A luxury residential high-rise tower by BIG in Vancouver

Towers are also highly dependent on expensive elevator systems and much more complex mechanical systems than other building types. The tall building may make efficient use of land, but it is inefficient in every other respect. Only exorbitantly high land values can justify the extra expense of high-rise. There is therefore no such thing as “sustainable high-rise.”

A luxury residential high-rise tower by Kengo Kuma in Vancouver

The single-family detached house in suburbia, by contrast, is the cheapest form of housing to construct. The land is cheap, and cheap balloon frame construction technique can be used. However, the low urban density of suburbia makes public transit unviable, requiring mass-ownership of private automobiles and expressways that are a huge public infrastructure expense. Buying a car for every driving-age member of a family, maintaining it, fueling it, and insuring it adds up, not to mention the added cost of all the time spent commuting and sitting in traffic jams. A detached dwelling is also more expensive to heat and cool than one that is clustered with other dwellings. If suburbs weren’t so heavily subsidized they would be unaffordable to most.

If both high-rise and low-rise are unaffordable, then the only option left is mid-rise housing. Common throughout Europe as well as older American cities such as Montreal or Boston, these are buildings anywhere from 3 to 10 stories in height containing stacked dwellings, often situated above ground-floor institutional or commercial retail units.

Mid-rise is by far the most affordable housing type from the point of view of construction, energy, and maintenance costs per square meter. Its aggregation creates walkable and cycleable neighborhoods that are sufficiently dense to make public transit viable, significantly lowering transportation costs and commuting time. The structural system of a mid-rise is straightforward, with building codes in many countries (except North America) permitting reasonably-sized mid-rise buildings below 10 stories to contain only a single staircase and elevator, which makes for much greater affordability than the minimum two staircases and multiple elevators required for towers.

It’s a no-brainer: if we want to build housing that is more affordable, then we need to focus on mid-rise. It’s not a new building type at all (Ancient Romans built mid-rise!), so the technology is there. It can be built with low-carbon fire-resistant materials such as stone or mass-timber. It is highly adaptable to differently sized, shaped, or sloped sites, and doesn’t require consolidating large parcels of land or building expensive new infrastructure. The only thing standing in between? Political will.

3 Comments

  1. Good article Rafa.

    I agree with you on many counts.

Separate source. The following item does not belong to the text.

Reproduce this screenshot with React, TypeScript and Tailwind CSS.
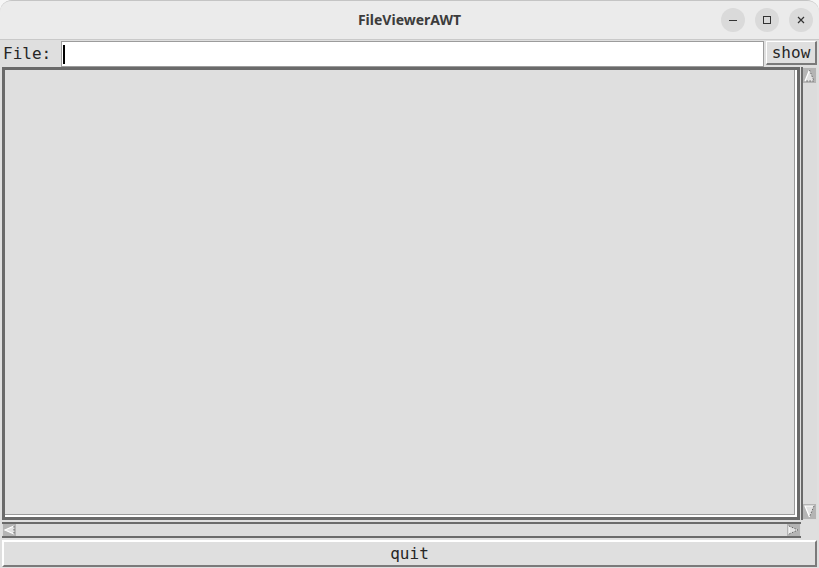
import React from "react";

const mono = { fontFamily: '"DejaVu Sans Mono", "Liberation Mono", monospace' };

function ArrowBox({ dir, w = 13, h = 15 }: { dir: "up" | "down" | "left" | "right"; w?: number; h?: number }) {
  const paths: Record<string, { light: string; dark: string; fill: string }> = {
    up: {
      fill: `M${w / 2} 2 L${w - 2} ${h - 2} L2 ${h - 2} Z`,
      light: `M2 ${h - 2} L${w / 2} 2`,
      dark: `M${w / 2} 2 L${w - 2} ${h - 2} L2 ${h - 2}`,
    },
    down: {
      fill: `M2 2 L${w - 2} 2 L${w / 2} ${h - 2} Z`,
      light: `M${w / 2} ${h - 2} L2 2 L${w - 2} 2`,
      dark: `M${w - 2} 2 L${w / 2} ${h - 2}`,
    },
    left: {
      fill: `M2 ${h / 2} L${w - 2} 2 L${w - 2} ${h - 2} Z`,
      light: `M${w - 2} ${h - 2} L2 ${h / 2} L${w - 2} 2`,
      dark: `M${w - 2} 2 L${w - 2} ${h - 2}`,
    },
    right: {
      fill: `M2 2 L${w - 2} ${h / 2} L2 ${h - 2} Z`,
      light: `M2 ${h - 2} L2 2`,
      dark: `M2 2 L${w - 2} ${h / 2} L2 ${h - 2}`,
    },
  };
  const p = paths[dir];
  return (
    <svg width={w} height={h} viewBox={`0 0 ${w} ${h}`} className="block shrink-0">
      <rect x="0" y="0" width={w} height={h} fill="#b4b4b4" />
      <path d={p.fill} fill="#e2e2e2" />
      <path d={p.light} fill="none" stroke="#ffffff" strokeWidth="1.2" />
      <path d={p.dark} fill="none" stroke="#666666" strokeWidth="1" strokeDasharray="1.5 1.5" />
    </svg>
  );
}

export default function App() {
  return (
    <div className="w-[819px] h-[568px] overflow-hidden bg-[#f6f6f6]">
      <div className="w-full h-full flex flex-col rounded-t-[12px] overflow-hidden bg-[#dfdfdf] border-t border-[#c4c4c4]">
        {/* title bar */}
        <div className="h-[39px] shrink-0 bg-[#ebebeb] border-b border-[#c9c9c9] grid grid-cols-[1fr_auto_1fr] items-center">
          <div />
          <div
            className="text-[14px] font-bold text-[#3c3c3c] leading-none"
            style={{ fontFamily: '"Noto Sans", "Open Sans", sans-serif' }}
          >
            FileViewerAWT
          </div>
          <div className="flex justify-end items-center gap-[10px] pr-[6px]">
            <div className="w-[24px] h-[24px] rounded-full bg-[#dadada] flex items-center justify-center">
              <div className="w-[8px] h-[1px] bg-[#333]" />
            </div>
            <div className="w-[24px] h-[24px] rounded-full bg-[#dadada] flex items-center justify-center">
              <div className="w-[8px] h-[8px] border border-[#333]" />
            </div>
            <div className="w-[24px] h-[24px] rounded-full bg-[#dadada] flex items-center justify-center">
              <svg width="8" height="8" viewBox="0 0 8 8">
                <path d="M1 1 L7 7 M7 1 L1 7" stroke="#333" strokeWidth="1.2" />
              </svg>
            </div>
          </div>
        </div>

        {/* File row */}
        <div className="h-[27px] shrink-0 flex items-start">
          <div className="w-[61px] h-[27px] flex items-center pl-[3px] text-[16px] text-[#262626] leading-none" style={mono}>
            File:
          </div>
          <div className="flex-1 h-[26px] mt-[1px] bg-white border border-[#9c9c9c] flex items-center pl-[1px]">
            <div className="w-[2px] h-[19px] bg-black" />
          </div>
          <div
            className="w-[51px] h-[24px] mt-[1px] ml-[2px] mr-[2px] bg-[#dfdfdf] border-t border-l border-[#ffffff] border-b-2 border-r-2 border-b-[#7a7a7a] border-r-[#7a7a7a] flex items-center justify-center text-[16px] text-[#262626] leading-none"
            style={mono}
          >
            show
          </div>
        </div>

        {/* text area with scrollbars */}
        <div className="flex-1 flex flex-col px-[2px]">
          <div className="flex-1 flex">
            <div className="flex-1 border-[3px] border-[#6a6a6a]">
              <div className="w-full h-full border-r-[2px] border-b-[2px] border-[#ffffff] bg-[#dfdfdf]">
                <div className="w-full h-full border-r border-b border-[#9a9a9a]" />
              </div>
            </div>
            <div className="w-[16px] ml-[1px] flex flex-col justify-between border-l-2 border-[#6a6a6a] bg-[#dcdcdc] py-[1px]">
              <ArrowBox dir="up" />
              <ArrowBox dir="down" />
            </div>
          </div>
          <div className="h-[16px] mt-[2px] mr-[16px] flex justify-between items-center border-t-2 border-b-2 border-[#6a6a6a] bg-[#dcdcdc] px-[1px]">
            <ArrowBox dir="left" w={13} h={12} />
            <ArrowBox dir="right" w={13} h={12} />
          </div>
        </div>

        {/* quit */}
        <div className="h-[27px] shrink-0 mt-[2px] mx-[2px] mb-[1px] bg-[#dfdfdf] border-t-2 border-l-2 border-white border-b-2 border-r-2 border-b-[#7a7a7a] border-r-[#7a7a7a] flex items-center justify-center text-[16px] text-[#262626] leading-none" style={mono}>
          quit
        </div>
      </div>
    </div>
  );
}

In particular where you say there is no building type that is immune to speculation and that high-rise construction is partly driven by exorbitantly high land values.

    However, as we see here in Vancouver, prices for mid-rise units are as expensive or more than those in high rises. With very high land values the differences in construction cost is outweighed by the amount of density you can put on a site in determining the cost of a home/unit. There are many factors affecting cost and, indeed, sustainability (a topic for another day). Certainly foreign ownership of investment properties has been one factor that has distorted the market here. Other factors that has forced prices up are the constraints on the amount of buildable land that we have here. These limits are partly geographical and partly political. Vancouver is bounded by sea to the west, mountains to the north, protected fertile agricultural land to the east, and the US border to the south. This increases the pressure to build up.

    Despite various limitations and challenges, it is certainly feasible, though more difficult, to assemble larger land areas and build more mid-rise projects. Where this is being done, though, the housing is no more affordable to the average wage earner than a dwelling in a tower.

    What has been clear to me for some time, and is increasingly so to many, is that the “free market” is not going to provide affordable housing in Vancouver. Building more and more units in more and more towers, or mid-rise buildings, has not increased housing affordability at all. Land is simply too valuable and expensive. So, now in Vancouver, we have municipal policies forcing developers to include a certain percentage of “below-market” housing in new developments. This is increasing the supply of affordable housing but it is still not enough. The solution is to build government-funded social housing as has been done in many large cities where housing has become unaffordable. There is a role for the market in increasing the supply of housing, affecting prices overall, but the market itself is not providing good, livable, and affordable housing for young people with low or average wages and their families who live and work here.

    Of course, there are complications too with social housing – for me the biggest issue is who gets to live in it. Maybe other cities have got this figured out. Vienna? Much more to be said on this but I will let you write the essays. I am just providing comment.

    As with so many of the biggest challenges we face, such as addressing climate change, or providing affordable health care, the free market is mostly failing to deliver affordable housing in places like Vancouver. Pragmatic government intervention at the appropriate scale is needed.

    The form of the cities we choose to build should be the form that works best for people and communities. There is much social science data now to inform decision-making on zoning and other land-use policies. I don’t think there is a one-size-fits-all solution but certainly mid-rise construction has proven a good city-building form in many places over the decades.

    1. Thanks for your comment, Andrew.

      It’s a vicious circle, isn’t it? As land values rise, developers pressure authorities to ease height restrictions so that they can keep unit costs down through increased density. But then, when the height restrictions are eased, that land shoots up even more in value, resulting in unit costs not coming down at all. It’s madness.

      Yes, mid-rise residential sells for just as much as high-rise. But at least mid-rise doesn’t emit as much CO2 as high-rise (since it is technologically less complex) while achieving the same urban densities (see https://jnolan.shinyapps.io/city-density/ and compare Barcelona’s mid-rise core to Vancouver or New York City’s high-rise cores).

      High land values make all housing expensive. Yes, the public sector needs to step in and provide affordable housing if nobody else is doing it. And while they’re at it, they should also stop easing height restrictions so that an end is put to high-rise madness.